Goal
Print all of the lines exactly. Any picture among them stays out.

Data
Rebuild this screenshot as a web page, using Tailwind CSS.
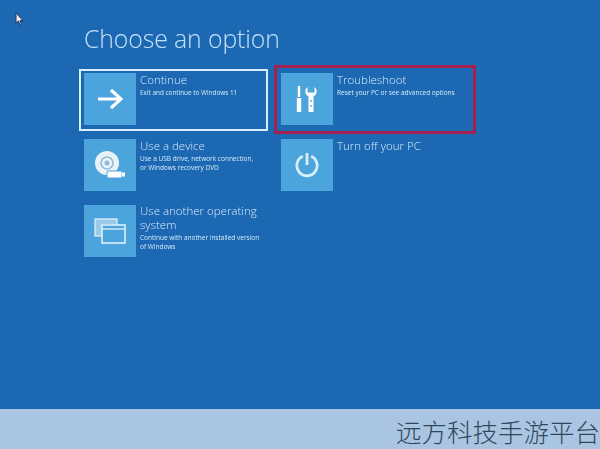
<!DOCTYPE html>
<html lang="zh">
<head>
<meta charset="utf-8">
<script src="https://cdn.jsdelivr.net/npm/@tailwindcss/browser@4"></script>
</head>
<body class="m-0">
<div class="w-[600px] h-[449px] overflow-hidden flex flex-col font-['Open_Sans',sans-serif] bg-[#1d68b3] relative">
  <svg class="absolute left-[15px] top-[12px]" width="9" height="14" viewBox="0 0 9 14"><path d="M1 1v10l2.500-2 1.500 4 1.500-.6L5 8.600h3z" fill="#e8edf2" stroke="#26394f" stroke-width="1"/></svg>
  <main class="h-[409px] pl-[84px] pt-[21px] shrink-0 blur-[0.35px]">
    <h1 class="text-[24.8px] leading-[34px] font-light text-[#c3e2f7] m-0 -tracking-[0.1px]">Choose an option</h1>
    <div class="grid grid-cols-[197px_197px] auto-rows-[66px] mt-[18px]">
      <div class="relative flex gap-[4px]">
        <div class="absolute left-[-5px] top-[-4px] w-[189px] h-[62px] border-2 border-[#d9eef9]"></div>
        <div class="w-[52px] h-[52px] bg-[#4ca4dd] flex items-center justify-center shrink-0">
          <svg width="26" height="22" viewBox="0 0 26 22" fill="none" stroke="#fff" stroke-width="3.200"><path d="M1 11h22M14 2l10 9-10 9"/></svg>
        </div>
        <div class="text-[#d6ecf9] -mt-[1px]">
          <div class="text-[11.5px] leading-[15px] font-light">Continue</div>
          <div class="text-[6.4px] leading-[9px] mt-[1px]">Exit and continue to Windows 11</div>
        </div>
      </div>
      <div class="relative flex gap-[4px]">
        <div class="absolute left-[-7px] top-[-8px] w-[202px] h-[69px] border-[3px] border-[#a3204f]"></div>
        <div class="w-[52px] h-[52px] bg-[#4ca4dd] flex items-center justify-center shrink-0">
          <svg width="22" height="26" viewBox="0 0 22 26" fill="#fff"><path d="M1.800 0h2.400v11H1.800zM.8 12h4.400v14H.8z"/><path d="M11.500 1c-3 2-3 7.500 1 9.500V26h5V10.500c4-2 4-7.500 1-9.500v5.500h-7z"/><path d="M14.300 14h1.400v2h-1.400zM14.300 19h1.400v2h-1.400z" fill="#4ca4dd"/></svg>
        </div>
        <div class="text-[#d6ecf9] -mt-[1px]">
          <div class="text-[11.5px] leading-[15px] font-light">Troubleshoot</div>
          <div class="text-[6.5px] leading-[9px] mt-[1px]">Reset your PC or see advanced options</div>
        </div>
      </div>
      <div class="flex gap-[4px]">
        <div class="w-[52px] h-[52px] bg-[#4ca4dd] flex items-center justify-center shrink-0">
          <svg width="34" height="32" viewBox="0 0 34 32"><circle cx="14" cy="14" r="12" fill="#e9f2f8"/><circle cx="14" cy="14" r="6" fill="none" stroke="#8fb9d8" stroke-width="1.500"/><circle cx="14" cy="14" r="2.500" fill="#8fb9d8"/><rect x="14" y="22" width="15" height="7" rx="1" fill="#fff" stroke="#4ca4dd"/><rect x="29" y="23.500" width="3" height="4" fill="#fff"/></svg>
        </div>
        <div class="text-[#d6ecf9] -mt-[1px]">
          <div class="text-[11.5px] leading-[15px] font-light">Use a device</div>
          <div class="text-[6.5px] leading-[9px] mt-[1px]">Use a USB drive, network connection,<br>or Windows recovery DVD</div>
        </div>
      </div>
      <div class="flex gap-[4px]">
        <div class="w-[52px] h-[52px] bg-[#4ca4dd] flex items-center justify-center shrink-0">
          <svg width="24" height="26" viewBox="0 0 26 28" fill="none" stroke="#d9eef9" stroke-width="3"><path d="M8.500 4.600a11 11 0 1 0 9 0"/><path d="M13 1v13"/></svg>
        </div>
        <div class="text-[#d6ecf9] -mt-[1px]">
          <div class="text-[11.5px] leading-[15px] font-light">Turn off your PC</div>
        </div>
      </div>
      <div class="flex gap-[4px] col-span-1">
        <div class="w-[52px] h-[52px] bg-[#4ca4dd] flex items-center justify-center shrink-0">
          <svg width="32" height="26" viewBox="0 0 32 26" fill="none"><path d="M1 1h22v5H8v12H1z" fill="#9ccbea"/><rect x="1" y="1" width="22" height="17" stroke="#d9eef9" stroke-width="1.300"/><rect x="8" y="7" width="23" height="18" fill="#4ca4dd" stroke="#e6f3fb" stroke-width="1.500"/><path d="M8 11h23" stroke="#e6f3fb" stroke-width="1.300"/></svg>
        </div>
        <div class="text-[#d6ecf9] -mt-[1px] w-[132px]">
          <div class="text-[11.5px] leading-[14px] font-light">Use another operating system</div>
          <div class="text-[6.5px] leading-[9px] mt-[1px]">Continue with another installed version<br>of Windows</div>
        </div>
      </div>
    </div>
  </main>
  <footer class="flex-1 bg-[#a9c5e1] flex items-center justify-end overflow-hidden">
    <span class="text-[25.5px] leading-none whitespace-nowrap text-[#33475c] font-['Noto_Sans_CJK_SC',sans-serif] font-light mt-[3px]">远方科技手游平台</span>
  </footer>
</div>
</body>
</html>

Response to the task
Rebuild this screenshot as a web page, using Tailwind CSS.
<!DOCTYPE html>
<html lang="zh">
<head>
<meta charset="utf-8">
<script src="https://cdn.jsdelivr.net/npm/@tailwindcss/browser@4"></script>
</head>
<body class="m-0">
<div class="w-[600px] h-[449px] overflow-hidden flex flex-col font-['Open_Sans',sans-serif] bg-[#1d68b3] relative">
  <svg class="absolute left-[15px] top-[12px]" width="9" height="14" viewBox="0 0 9 14"><path d="M1 1v10l2.500-2 1.500 4 1.500-.6L5 8.600h3z" fill="#e8edf2" stroke="#26394f" stroke-width="1"/></svg>
  <main class="h-[409px] pl-[84px] pt-[21px] shrink-0 blur-[0.35px]">
    <h1 class="text-[24.8px] leading-[34px] font-light text-[#c3e2f7] m-0 -tracking-[0.1px]">Choose an option</h1>
    <div class="grid grid-cols-[197px_197px] auto-rows-[66px] mt-[18px]">
      <div class="relative flex gap-[4px]">
        <div class="absolute left-[-5px] top-[-4px] w-[189px] h-[62px] border-2 border-[#d9eef9]"></div>
        <div class="w-[52px] h-[52px] bg-[#4ca4dd] flex items-center justify-center shrink-0">
          <svg width="26" height="22" viewBox="0 0 26 22" fill="none" stroke="#fff" stroke-width="3.200"><path d="M1 11h22M14 2l10 9-10 9"/></svg>
        </div>
        <div class="text-[#d6ecf9] -mt-[1px]">
          <div class="text-[11.5px] leading-[15px] font-light">Continue</div>
          <div class="text-[6.4px] leading-[9px] mt-[1px]">Exit and continue to Windows 11</div>
        </div>
      </div>
      <div class="relative flex gap-[4px]">
        <div class="absolute left-[-7px] top-[-8px] w-[202px] h-[69px] border-[3px] border-[#a3204f]"></div>
        <div class="w-[52px] h-[52px] bg-[#4ca4dd] flex items-center justify-center shrink-0">
          <svg width="22" height="26" viewBox="0 0 22 26" fill="#fff"><path d="M1.800 0h2.400v11H1.800zM.8 12h4.400v14H.8z"/><path d="M11.500 1c-3 2-3 7.500 1 9.500V26h5V10.500c4-2 4-7.500 1-9.500v5.500h-7z"/><path d="M14.300 14h1.400v2h-1.400zM14.300 19h1.400v2h-1.400z" fill="#4ca4dd"/></svg>
        </div>
        <div class="text-[#d6ecf9] -mt-[1px]">
          <div class="text-[11.5px] leading-[15px] font-light">Troubleshoot</div>
          <div class="text-[6.5px] leading-[9px] mt-[1px]">Reset your PC or see advanced options</div>
        </div>
      </div>
      <div class="flex gap-[4px]">
        <div class="w-[52px] h-[52px] bg-[#4ca4dd] flex items-center justify-center shrink-0">
          <svg width="34" height="32" viewBox="0 0 34 32"><circle cx="14" cy="14" r="12" fill="#e9f2f8"/><circle cx="14" cy="14" r="6" fill="none" stroke="#8fb9d8" stroke-width="1.500"/><circle cx="14" cy="14" r="2.500" fill="#8fb9d8"/><rect x="14" y="22" width="15" height="7" rx="1" fill="#fff" stroke="#4ca4dd"/><rect x="29" y="23.500" width="3" height="4" fill="#fff"/></svg>
        </div>
        <div class="text-[#d6ecf9] -mt-[1px]">
          <div class="text-[11.5px] leading-[15px] font-light">Use a device</div>
          <div class="text-[6.5px] leading-[9px] mt-[1px]">Use a USB drive, network connection,<br>or Windows recovery DVD</div>
        </div>
      </div>
      <div class="flex gap-[4px]">
        <div class="w-[52px] h-[52px] bg-[#4ca4dd] flex items-center justify-center shrink-0">
          <svg width="24" height="26" viewBox="0 0 26 28" fill="none" stroke="#d9eef9" stroke-width="3"><path d="M8.500 4.600a11 11 0 1 0 9 0"/><path d="M13 1v13"/></svg>
        </div>
        <div class="text-[#d6ecf9] -mt-[1px]">
          <div class="text-[11.5px] leading-[15px] font-light">Turn off your PC</div>
        </div>
      </div>
      <div class="flex gap-[4px] col-span-1">
        <div class="w-[52px] h-[52px] bg-[#4ca4dd] flex items-center justify-center shrink-0">
          <svg width="32" height="26" viewBox="0 0 32 26" fill="none"><path d="M1 1h22v5H8v12H1z" fill="#9ccbea"/><rect x="1" y="1" width="22" height="17" stroke="#d9eef9" stroke-width="1.300"/><rect x="8" y="7" width="23" height="18" fill="#4ca4dd" stroke="#e6f3fb" stroke-width="1.500"/><path d="M8 11h23" stroke="#e6f3fb" stroke-width="1.300"/></svg>
        </div>
        <div class="text-[#d6ecf9] -mt-[1px] w-[132px]">
          <div class="text-[11.5px] leading-[14px] font-light">Use another operating system</div>
          <div class="text-[6.5px] leading-[9px] mt-[1px]">Continue with another installed version<br>of Windows</div>
        </div>
      </div>
    </div>
  </main>
  <footer class="flex-1 bg-[#a9c5e1] flex items-center justify-end overflow-hidden">
    <span class="text-[25.5px] leading-none whitespace-nowrap text-[#33475c] font-['Noto_Sans_CJK_SC',sans-serif] font-light mt-[3px]">远方科技手游平台</span>
  </footer>
</div>
</body>
</html>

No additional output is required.